# [GIVEN INSTRUCTION]
Word for word, transcribe the lines below and drop the pictures.

Entries with page source code:
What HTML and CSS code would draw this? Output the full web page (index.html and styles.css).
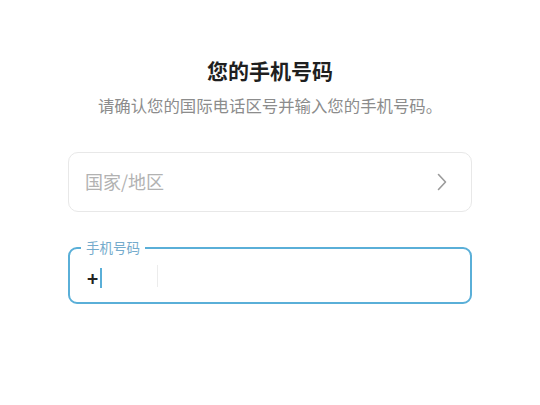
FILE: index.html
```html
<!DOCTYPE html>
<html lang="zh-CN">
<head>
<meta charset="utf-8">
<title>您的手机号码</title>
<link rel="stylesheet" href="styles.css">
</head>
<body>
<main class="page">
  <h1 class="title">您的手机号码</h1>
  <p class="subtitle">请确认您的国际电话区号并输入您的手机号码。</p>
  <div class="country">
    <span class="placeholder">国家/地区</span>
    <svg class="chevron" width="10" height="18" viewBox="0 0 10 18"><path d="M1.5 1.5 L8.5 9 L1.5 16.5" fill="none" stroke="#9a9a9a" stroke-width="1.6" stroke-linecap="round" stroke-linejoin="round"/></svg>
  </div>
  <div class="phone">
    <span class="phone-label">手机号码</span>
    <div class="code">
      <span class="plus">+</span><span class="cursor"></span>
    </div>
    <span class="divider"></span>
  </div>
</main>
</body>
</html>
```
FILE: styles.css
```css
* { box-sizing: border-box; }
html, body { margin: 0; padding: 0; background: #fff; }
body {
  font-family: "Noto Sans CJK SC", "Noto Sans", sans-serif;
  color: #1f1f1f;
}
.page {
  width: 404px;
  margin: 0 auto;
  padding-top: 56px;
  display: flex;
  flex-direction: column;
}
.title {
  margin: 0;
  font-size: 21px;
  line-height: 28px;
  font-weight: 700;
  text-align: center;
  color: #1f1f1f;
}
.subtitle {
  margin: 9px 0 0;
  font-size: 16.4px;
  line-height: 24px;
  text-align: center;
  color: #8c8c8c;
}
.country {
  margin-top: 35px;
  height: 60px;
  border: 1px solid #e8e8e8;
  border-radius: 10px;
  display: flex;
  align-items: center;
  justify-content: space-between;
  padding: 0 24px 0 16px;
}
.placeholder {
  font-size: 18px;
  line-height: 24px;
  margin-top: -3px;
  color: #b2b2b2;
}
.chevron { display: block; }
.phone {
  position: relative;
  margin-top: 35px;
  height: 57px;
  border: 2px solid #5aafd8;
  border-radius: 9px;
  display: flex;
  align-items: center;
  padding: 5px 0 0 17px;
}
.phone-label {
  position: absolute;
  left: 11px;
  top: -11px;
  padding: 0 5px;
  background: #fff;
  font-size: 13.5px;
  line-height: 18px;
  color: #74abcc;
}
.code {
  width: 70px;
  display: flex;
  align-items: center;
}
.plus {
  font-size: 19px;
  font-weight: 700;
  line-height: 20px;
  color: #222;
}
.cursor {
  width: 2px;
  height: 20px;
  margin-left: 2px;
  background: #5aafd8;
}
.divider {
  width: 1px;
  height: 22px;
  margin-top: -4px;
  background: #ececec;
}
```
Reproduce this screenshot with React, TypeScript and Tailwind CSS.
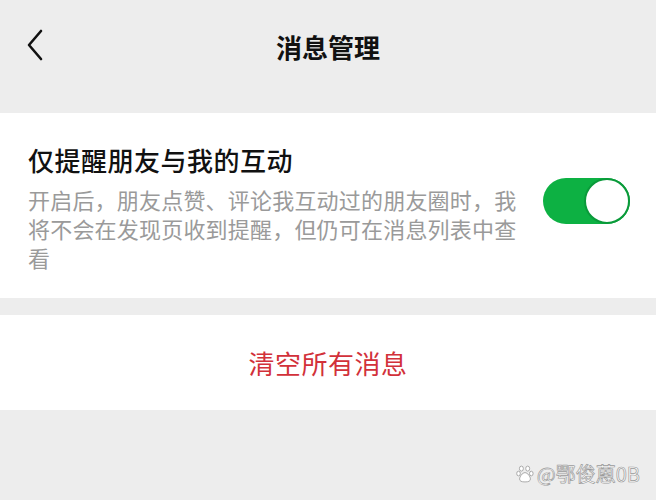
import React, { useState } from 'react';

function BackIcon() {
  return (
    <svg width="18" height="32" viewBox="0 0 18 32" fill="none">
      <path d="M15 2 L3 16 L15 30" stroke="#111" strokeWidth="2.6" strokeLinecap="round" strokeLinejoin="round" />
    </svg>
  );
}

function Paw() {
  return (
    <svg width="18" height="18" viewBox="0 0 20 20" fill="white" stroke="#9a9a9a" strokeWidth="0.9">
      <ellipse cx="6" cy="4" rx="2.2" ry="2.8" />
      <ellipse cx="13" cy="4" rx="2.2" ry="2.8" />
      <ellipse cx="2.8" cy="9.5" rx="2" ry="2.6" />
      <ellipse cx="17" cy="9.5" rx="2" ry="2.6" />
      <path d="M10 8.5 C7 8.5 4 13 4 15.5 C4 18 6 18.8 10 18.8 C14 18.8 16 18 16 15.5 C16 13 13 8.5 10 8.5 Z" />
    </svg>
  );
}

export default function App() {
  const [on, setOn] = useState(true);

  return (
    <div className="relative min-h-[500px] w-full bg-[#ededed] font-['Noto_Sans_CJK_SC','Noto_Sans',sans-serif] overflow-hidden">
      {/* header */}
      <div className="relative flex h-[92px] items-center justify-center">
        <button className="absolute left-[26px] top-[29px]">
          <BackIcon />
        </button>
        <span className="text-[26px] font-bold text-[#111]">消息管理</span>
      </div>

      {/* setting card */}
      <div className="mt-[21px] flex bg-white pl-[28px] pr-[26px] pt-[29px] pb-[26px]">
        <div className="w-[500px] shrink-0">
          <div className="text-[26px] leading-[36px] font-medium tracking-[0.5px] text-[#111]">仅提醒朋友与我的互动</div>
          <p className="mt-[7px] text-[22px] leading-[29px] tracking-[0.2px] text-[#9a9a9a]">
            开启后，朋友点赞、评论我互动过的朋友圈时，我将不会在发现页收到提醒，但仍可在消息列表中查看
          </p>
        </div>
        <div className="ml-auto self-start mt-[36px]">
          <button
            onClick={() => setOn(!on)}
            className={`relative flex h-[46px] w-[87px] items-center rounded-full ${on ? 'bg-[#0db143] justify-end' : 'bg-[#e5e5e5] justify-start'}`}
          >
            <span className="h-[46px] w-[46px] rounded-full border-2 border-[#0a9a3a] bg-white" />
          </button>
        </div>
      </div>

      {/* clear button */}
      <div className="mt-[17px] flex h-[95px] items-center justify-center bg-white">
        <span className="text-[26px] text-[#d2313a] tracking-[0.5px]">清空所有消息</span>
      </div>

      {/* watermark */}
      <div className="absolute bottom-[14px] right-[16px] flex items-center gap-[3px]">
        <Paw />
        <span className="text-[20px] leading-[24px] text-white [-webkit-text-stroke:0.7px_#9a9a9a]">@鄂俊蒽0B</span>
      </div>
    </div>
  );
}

# [RESPONSE TO THIS TASK]
What HTML and CSS code would draw this? Output the full web page (index.html and styles.css).
FILE: index.html
```html
<!DOCTYPE html>
<html lang="zh-CN">
<head>
<meta charset="utf-8">
<title>您的手机号码</title>
<link rel="stylesheet" href="styles.css">
</head>
<body>
<main class="page">
  <h1 class="title">您的手机号码</h1>
  <p class="subtitle">请确认您的国际电话区号并输入您的手机号码。</p>
  <div class="country">
    <span class="placeholder">国家/地区</span>
    <svg class="chevron" width="10" height="18" viewBox="0 0 10 18"><path d="M1.5 1.5 L8.5 9 L1.5 16.5" fill="none" stroke="#9a9a9a" stroke-width="1.6" stroke-linecap="round" stroke-linejoin="round"/></svg>
  </div>
  <div class="phone">
    <span class="phone-label">手机号码</span>
    <div class="code">
      <span class="plus">+</span><span class="cursor"></span>
    </div>
    <span class="divider"></span>
  </div>
</main>
</body>
</html>
```
FILE: styles.css
```css
* { box-sizing: border-box; }
html, body { margin: 0; padding: 0; background: #fff; }
body {
  font-family: "Noto Sans CJK SC", "Noto Sans", sans-serif;
  color: #1f1f1f;
}
.page {
  width: 404px;
  margin: 0 auto;
  padding-top: 56px;
  display: flex;
  flex-direction: column;
}
.title {
  margin: 0;
  font-size: 21px;
  line-height: 28px;
  font-weight: 700;
  text-align: center;
  color: #1f1f1f;
}
.subtitle {
  margin: 9px 0 0;
  font-size: 16.4px;
  line-height: 24px;
  text-align: center;
  color: #8c8c8c;
}
.country {
  margin-top: 35px;
  height: 60px;
  border: 1px solid #e8e8e8;
  border-radius: 10px;
  display: flex;
  align-items: center;
  justify-content: space-between;
  padding: 0 24px 0 16px;
}
.placeholder {
  font-size: 18px;
  line-height: 24px;
  margin-top: -3px;
  color: #b2b2b2;
}
.chevron { display: block; }
.phone {
  position: relative;
  margin-top: 35px;
  height: 57px;
  border: 2px solid #5aafd8;
  border-radius: 9px;
  display: flex;
  align-items: center;
  padding: 5px 0 0 17px;
}
.phone-label {
  position: absolute;
  left: 11px;
  top: -11px;
  padding: 0 5px;
  background: #fff;
  font-size: 13.5px;
  line-height: 18px;
  color: #74abcc;
}
.code {
  width: 70px;
  display: flex;
  align-items: center;
}
.plus {
  font-size: 19px;
  font-weight: 700;
  line-height: 20px;
  color: #222;
}
.cursor {
  width: 2px;
  height: 20px;
  margin-left: 2px;
  background: #5aafd8;
}
.divider {
  width: 1px;
  height: 22px;
  margin-top: -4px;
  background: #ececec;
}
```
Reproduce this screenshot with React, TypeScript and Tailwind CSS.
import React, { useState } from 'react';

function BackIcon() {
  return (
    <svg width="18" height="32" viewBox="0 0 18 32" fill="none">
      <path d="M15 2 L3 16 L15 30" stroke="#111" strokeWidth="2.6" strokeLinecap="round" strokeLinejoin="round" />
    </svg>
  );
}

function Paw() {
  return (
    <svg width="18" height="18" viewBox="0 0 20 20" fill="white" stroke="#9a9a9a" strokeWidth="0.9">
      <ellipse cx="6" cy="4" rx="2.2" ry="2.8" />
      <ellipse cx="13" cy="4" rx="2.2" ry="2.8" />
      <ellipse cx="2.8" cy="9.5" rx="2" ry="2.6" />
      <ellipse cx="17" cy="9.5" rx="2" ry="2.6" />
      <path d="M10 8.5 C7 8.5 4 13 4 15.5 C4 18 6 18.8 10 18.8 C14 18.8 16 18 16 15.5 C16 13 13 8.5 10 8.5 Z" />
    </svg>
  );
}

export default function App() {
  const [on, setOn] = useState(true);

  return (
    <div className="relative min-h-[500px] w-full bg-[#ededed] font-['Noto_Sans_CJK_SC','Noto_Sans',sans-serif] overflow-hidden">
      {/* header */}
      <div className="relative flex h-[92px] items-center justify-center">
        <button className="absolute left-[26px] top-[29px]">
          <BackIcon />
        </button>
        <span className="text-[26px] font-bold text-[#111]">消息管理</span>
      </div>

      {/* setting card */}
      <div className="mt-[21px] flex bg-white pl-[28px] pr-[26px] pt-[29px] pb-[26px]">
        <div className="w-[500px] shrink-0">
          <div className="text-[26px] leading-[36px] font-medium tracking-[0.5px] text-[#111]">仅提醒朋友与我的互动</div>
          <p className="mt-[7px] text-[22px] leading-[29px] tracking-[0.2px] text-[#9a9a9a]">
            开启后，朋友点赞、评论我互动过的朋友圈时，我将不会在发现页收到提醒，但仍可在消息列表中查看
          </p>
        </div>
        <div className="ml-auto self-start mt-[36px]">
          <button
            onClick={() => setOn(!on)}
            className={`relative flex h-[46px] w-[87px] items-center rounded-full ${on ? 'bg-[#0db143] justify-end' : 'bg-[#e5e5e5] justify-start'}`}
          >
            <span className="h-[46px] w-[46px] rounded-full border-2 border-[#0a9a3a] bg-white" />
          </button>
        </div>
      </div>

      {/* clear button */}
      <div className="mt-[17px] flex h-[95px] items-center justify-center bg-white">
        <span className="text-[26px] text-[#d2313a] tracking-[0.5px]">清空所有消息</span>
      </div>

      {/* watermark */}
      <div className="absolute bottom-[14px] right-[16px] flex items-center gap-[3px]">
        <Paw />
        <span className="text-[20px] leading-[24px] text-white [-webkit-text-stroke:0.7px_#9a9a9a]">@鄂俊蒽0B</span>
      </div>
    </div>
  );
}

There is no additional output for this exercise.